SACRAMENTO, California – Brazil’s water-related challenges are similar to those in present-day California, but the South American nation’s approach to flood risk management is more similar to the approach used by the U.S. in the early part of the 20th century.

In an effort to fast-forward Brazil’s flood risk planning, a team of engineers from Brazil’s Agência Nacional de Águas spent several days in early June visiting U.S. Army Corps of Engineers Sacramento District levee and dam projects as part of an ongoing partnership with the Corps.

“Having ANA representatives visit several Corps districts here on the West Coast was the culmination of a lot of hard work and collaboration that’s taken place over the past year,” said Nicholas Applegate, chief of the Sacramento District’s economic and risk analysis section. “This was a great opportunity for ANA engineers to actually see and touch some of our old and new flood risk management projects, hopefully taking home ideas to help address their specific flood risk management problems.”

“Brazil faces many challenges that are similar to those in California,” said Othon Fialho de Oliveira, ANA program manager. “We are facing multiple conflicting demands for water, development of housing in flood plains, reduced funding for water infrastructure projects and an ongoing drought.

“Specific areas where ANA seeks improvement are in meteorological monitoring, regulatory policy development, reservoir operations and flood risk management strategies,” said Oliveira.

“The focus of the ANA / USACE partnership, established in 2013, is to help advance flood risk and other water resources policies in Brazil by sharing the Corps’ flood risk management best practices and lessons learned through over 100 years of experience in the United States,” said Applegate, who has been working with ANA over the past year.

Applegate was part of the Corps team that helped facilitate a two-week multi-agency flood risk management workshop at ANA’s headquarters in Brasilia, Brazil’s national capital, in late March 2015.

“Brazil faces some very fundamental flood risk management challenges such as flood plain regulation, limited hydrologic data, risk communication, degrading ecosystems and a need for further clarification of roles and responsibilities between agencies,” said Applegate.

“The professionals in ANA and many other Brazilian agencies are extremely smart and passionate about what they are doing, but they are dealing with some very difficult issues,” said Applegate. “It’s been a profound experience to work with all of these great people and actually see a shift in their thinking and the potential for new and improved policies in Brazil.”

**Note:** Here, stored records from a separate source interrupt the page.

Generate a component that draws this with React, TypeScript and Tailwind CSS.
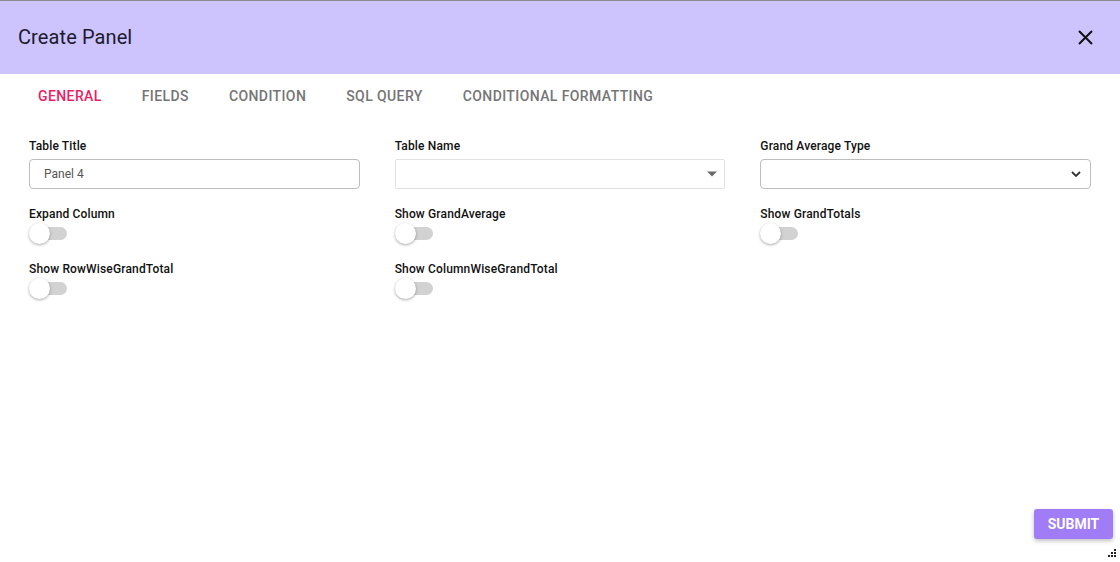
import React, { useState } from 'react';

const TABS = ['General', 'Fields', 'Condition', 'SQL Query', 'Conditional Formatting'];

function Toggle({ on = false }: { on?: boolean }) {
  return (
    <div className="relative w-[38px] h-[21px]">
      <div className={`absolute left-[4px] right-0 top-[4px] h-[13px] rounded-full ${on ? 'bg-[#f48fb1]' : 'bg-[#d2d2d2]'}`} />
      <div
        className={`absolute top-0 w-[21px] h-[21px] rounded-full bg-white shadow-[0_1px_3px_rgba(0,0,0,0.35)] ${on ? 'left-[17px]' : 'left-0'}`}
      />
    </div>
  );
}

function Label({ children }: { children: React.ReactNode }) {
  return <div className="text-[12px] leading-[14px] font-medium tracking-[0.15px] text-[#111]">{children}</div>;
}

export default function App() {
  const [tab, setTab] = useState(0);

  return (
    <div className="relative w-[1120px] h-[562px] bg-white border-t border-[#8d8d8d] flex flex-col font-['Roboto',sans-serif] overflow-hidden">
      {/* header */}
      <header className="h-[73px] bg-[#cdc4fe] flex items-center justify-between pl-[18px] pr-[27px] shrink-0">
        <h1 className="text-[20px] text-[#1b1a2e] tracking-[0.1px] -translate-y-[1px]">Create Panel</h1>
        <button className="w-[16px] h-[16px] flex items-center justify-center">
          <svg width="15" height="15" viewBox="0 0 15 15">
            <path d="M1 1 L14 14 M14 1 L1 14" stroke="#111" strokeWidth="2" />
          </svg>
        </button>
      </header>

      {/* tabs */}
      <nav className="h-[44px] flex items-center pl-[18px] shrink-0">
        {TABS.map((t, i) => (
          <button
            key={t}
            onClick={() => setTab(i)}
            className={`px-[20px] text-[14px] font-medium uppercase tracking-[0.4px] ${tab === i ? 'text-[#e91e63]' : 'text-[#757575]'}`}
          >
            {t}
          </button>
        ))}
      </nav>

      {/* form */}
      <main className="flex-1 px-[29px] pt-[21px]">
        <div className="grid grid-cols-3 gap-x-[35px] gap-y-[18px]">
          <div>
            <Label>Table Title</Label>
            <input
              defaultValue="Panel 4"
              className="mt-[6px] w-full h-[30px] border border-[#bdbdbd] rounded-[4px] pl-[14px] text-[12px] text-[#555] outline-none"
            />
          </div>
          <div>
            <Label>Table Name</Label>
            <div className="mt-[6px] w-full h-[30px] border border-[#e2e2e2] rounded-[2px] flex items-center justify-end pr-[6px]">
              <svg width="12" height="6" viewBox="0 0 12 6">
                <path d="M1 0.5 L11 0.5 L6 5.5 Z" fill="#6b6b6b" />
              </svg>
            </div>
          </div>
          <div>
            <Label>Grand Average Type</Label>
            <div className="mt-[6px] w-full h-[30px] border border-[#bdbdbd] rounded-[4px] flex items-center justify-end pr-[9px]">
              <svg width="10" height="6" viewBox="0 0 10 6">
                <path d="M1 1 L5 5 L9 1" fill="none" stroke="#333" strokeWidth="1.8" />
              </svg>
            </div>
          </div>

          <div>
            <Label>Expand Column</Label>
            <div className="mt-[2px]"><Toggle /></div>
          </div>
          <div>
            <Label>Show GrandAverage</Label>
            <div className="mt-[2px]"><Toggle /></div>
          </div>
          <div>
            <Label>Show GrandTotals</Label>
            <div className="mt-[2px]"><Toggle /></div>
          </div>

          <div>
            <Label>Show RowWiseGrandTotal</Label>
            <div className="mt-[2px]"><Toggle /></div>
          </div>
          <div>
            <Label>Show ColumnWiseGrandTotal</Label>
            <div className="mt-[2px]"><Toggle /></div>
          </div>
        </div>
      </main>

      {/* footer */}
      <footer className="flex justify-end pr-[7px] pb-[23px] shrink-0">
        <button className="w-[79px] h-[30px] rounded-[3px] bg-[#a07cf6] text-white text-[14px] font-bold shadow-[0_2px_4px_rgba(0,0,0,0.25)]">
          SUBMIT
        </button>
      </footer>

      {/* resize handle */}
      <svg className="absolute right-[3px] bottom-[4px]" width="11" height="10" viewBox="0 0 11 10">
        <rect x="8" y="1" width="2" height="2" fill="#222" />
        <rect x="5" y="4" width="2" height="2" fill="#222" />
        <rect x="8" y="4" width="2" height="2" fill="#222" />
        <rect x="2" y="7" width="2" height="2" fill="#222" />
        <rect x="5" y="7" width="2" height="2" fill="#222" />
        <rect x="8" y="7" width="2" height="2" fill="#222" />
      </svg>
    </div>
  );
}
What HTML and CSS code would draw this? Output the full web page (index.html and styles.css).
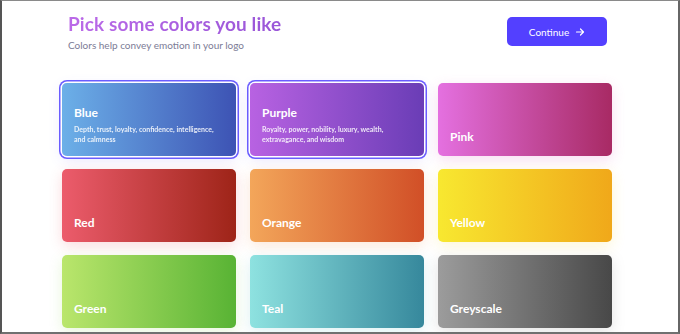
FILE: index.html
```html
<!DOCTYPE html>
<html lang="en">

<head>
    <meta charset="UTF-8">
    <meta name="viewport" content="width=device-width, initial-scale=1.0">
    <title>Pick some colors</title>
    <link rel="stylesheet" href="styles.css">
</head>

<body>
    <div class="janela">
        <div class="topo">
            <div class="titulos">
                <h1 class="titulo">Pick some colors you like</h1>
                <p class="subtitulo">Colors help convey emotion in your logo</p>
            </div>
            <button class="botao-continuar">Continue
                <svg width="10" height="10" viewBox="0 0 10 10" fill="none" stroke="currentColor" stroke-width="1.2"
                    stroke-linecap="round" stroke-linejoin="round">
                    <path d="M1.5 5h7M5.5 2l3 3-3 3" />
                </svg>
            </button>
        </div>

        <div class="grade">
            <div class="cartao azul selecionado">
                <h2>Blue</h2>
                <p>Depth, trust, loyalty, confidence, intelligence, and calmness</p>
            </div>
            <div class="cartao roxo selecionado">
                <h2>Purple</h2>
                <p>Royalty, power, nobility, luxury, wealth, extravagance, and wisdom</p>
            </div>
            <div class="cartao rosa">
                <h2>Pink</h2>
            </div>
            <div class="cartao vermelho">
                <h2>Red</h2>
            </div>
            <div class="cartao laranja">
                <h2>Orange</h2>
            </div>
            <div class="cartao amarelo">
                <h2>Yellow</h2>
            </div>
            <div class="cartao verde">
                <h2>Green</h2>
            </div>
            <div class="cartao teal">
                <h2>Teal</h2>
            </div>
            <div class="cartao cinza">
                <h2>Greyscale</h2>
            </div>
        </div>
    </div>
</body>

</html>
```

FILE: styles.css
```css
body {
    margin: 0;
    padding: 0;
    font-family: 'Lato', sans-serif;
    background: #ffffff;
}

.janela {
    width: 680px;
    height: 334px;
    box-sizing: border-box;
    border-top: 1px solid #8a8a8a;
    border-left: 2px solid #555555;
    border-right: 2px solid #666666;
    border-bottom: 2px solid #707070;
    overflow: hidden;
}

.topo {
    display: flex;
    justify-content: space-between;
    align-items: flex-start;
    padding: 11px 71px 0 66px;
}

.titulo {
    margin: 0;
    font-size: 19px;
    line-height: 24px;
    font-weight: 700;
    letter-spacing: 0.1px;
    background: linear-gradient(90deg, #bb6ae8, #9956d8);
    -webkit-background-clip: text;
    background-clip: text;
    color: transparent;
}

.subtitulo {
    margin: 3px 0 0 0;
    font-size: 10px;
    color: #7c7c96;
}

.botao-continuar {
    margin-top: 5px;
    width: 100px;
    height: 29px;
    display: flex;
    align-items: center;
    justify-content: center;
    gap: 6px;
    background-color: #5340ff;
    color: #ffffff;
    border: none;
    border-radius: 5px;
    font-family: 'Lato', sans-serif;
    font-size: 10px;
    cursor: pointer;
}

.grade {
    display: grid;
    grid-template-columns: repeat(3, 174px);
    grid-auto-rows: 73px;
    column-gap: 14px;
    row-gap: 13px;
    padding: 32px 0 0 60px;
}

.cartao {
    border-radius: 5px;
    padding: 0 12px 12px 12px;
    display: flex;
    flex-direction: column;
    justify-content: flex-end;
    color: #ffffff;
}

.cartao h2 {
    margin: 0;
    font-size: 12px;
    font-weight: 700;
    line-height: 14px;
}

.cartao p {
    margin: 4px 0 0 0;
    font-size: 7px;
    line-height: 10px;
    opacity: 0.85;
    font-weight: 700;
}

.selecionado {
    justify-content: flex-start;
    padding-bottom: 0;
    padding-top: 23px;
    box-shadow: 0 0 0 1.5px #ffffff, 0 0 0 3px #6a5cff, 0 4px 14px rgba(110, 90, 255, 0.15);
}

.azul {
    background: linear-gradient(90deg, #6cb0e8, #3d53b4);
}

.roxo {
    background: linear-gradient(90deg, #b862e2, #6a3db6);
}

.rosa {
    background: linear-gradient(90deg, #e470e0, #a82a64);
    box-shadow: 0 4px 14px rgba(220, 90, 190, 0.2);
}

.vermelho {
    background: linear-gradient(90deg, #ec5c6c, #9e2418);
    box-shadow: 0 4px 14px rgba(230, 80, 90, 0.2);
}

.laranja {
    background: linear-gradient(90deg, #f3a65a, #d14f27);
    box-shadow: 0 4px 14px rgba(240, 140, 70, 0.2);
}

.amarelo {
    background: linear-gradient(90deg, #f8e830, #f0a81a);
    box-shadow: 0 4px 14px rgba(245, 210, 40, 0.2);
}

.verde {
    background: linear-gradient(90deg, #bae66c, #58b334);
    box-shadow: 0 4px 14px rgba(140, 210, 80, 0.2);
}

.teal {
    background: linear-gradient(90deg, #8ee2e0, #36889c);
    box-shadow: 0 4px 14px rgba(90, 190, 200, 0.2);
}

.cinza {
    background: linear-gradient(90deg, #9c9c9c, #484848);
    box-shadow: 0 4px 14px rgba(120, 120, 120, 0.2);
}
```
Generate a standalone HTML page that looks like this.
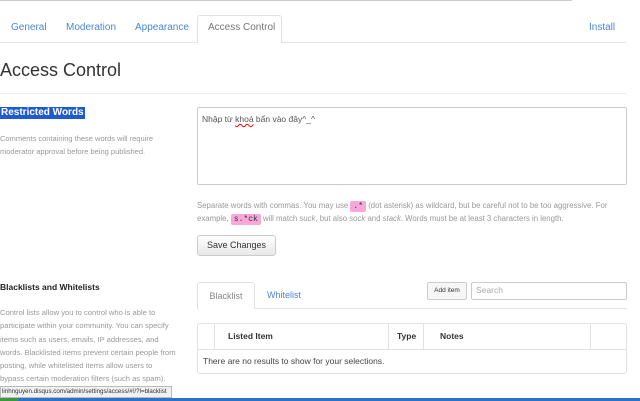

Formed in 1997, ANA is the primary water regulatory agency of Brazil. ANA engineers also help coordinate water projects with associated agencies at the federal, state and municipal level in Brazil. As an agency, ANA’s three overarching goals are “to ensure the sustainable use of rivers and lakes for current and future generations; coordinate the integrated management of water; and to prevent and/or mitigate the effects of flooding,” said Oliveira.

“Seeing their excitement when we visited the Yolo Bypass Wildlife Area and discussed the opportunities of multi-purpose planning and restoring the environment while still addressing flood risk management was phenomenal,” said Applegate.

“We are still in an early stage of development in our flood risk management strategy,” said Oliveira. “To this point, we have concentrated on infrastructure solutions and need to push on beyond that to examine solutions that work more in harmony with nature.”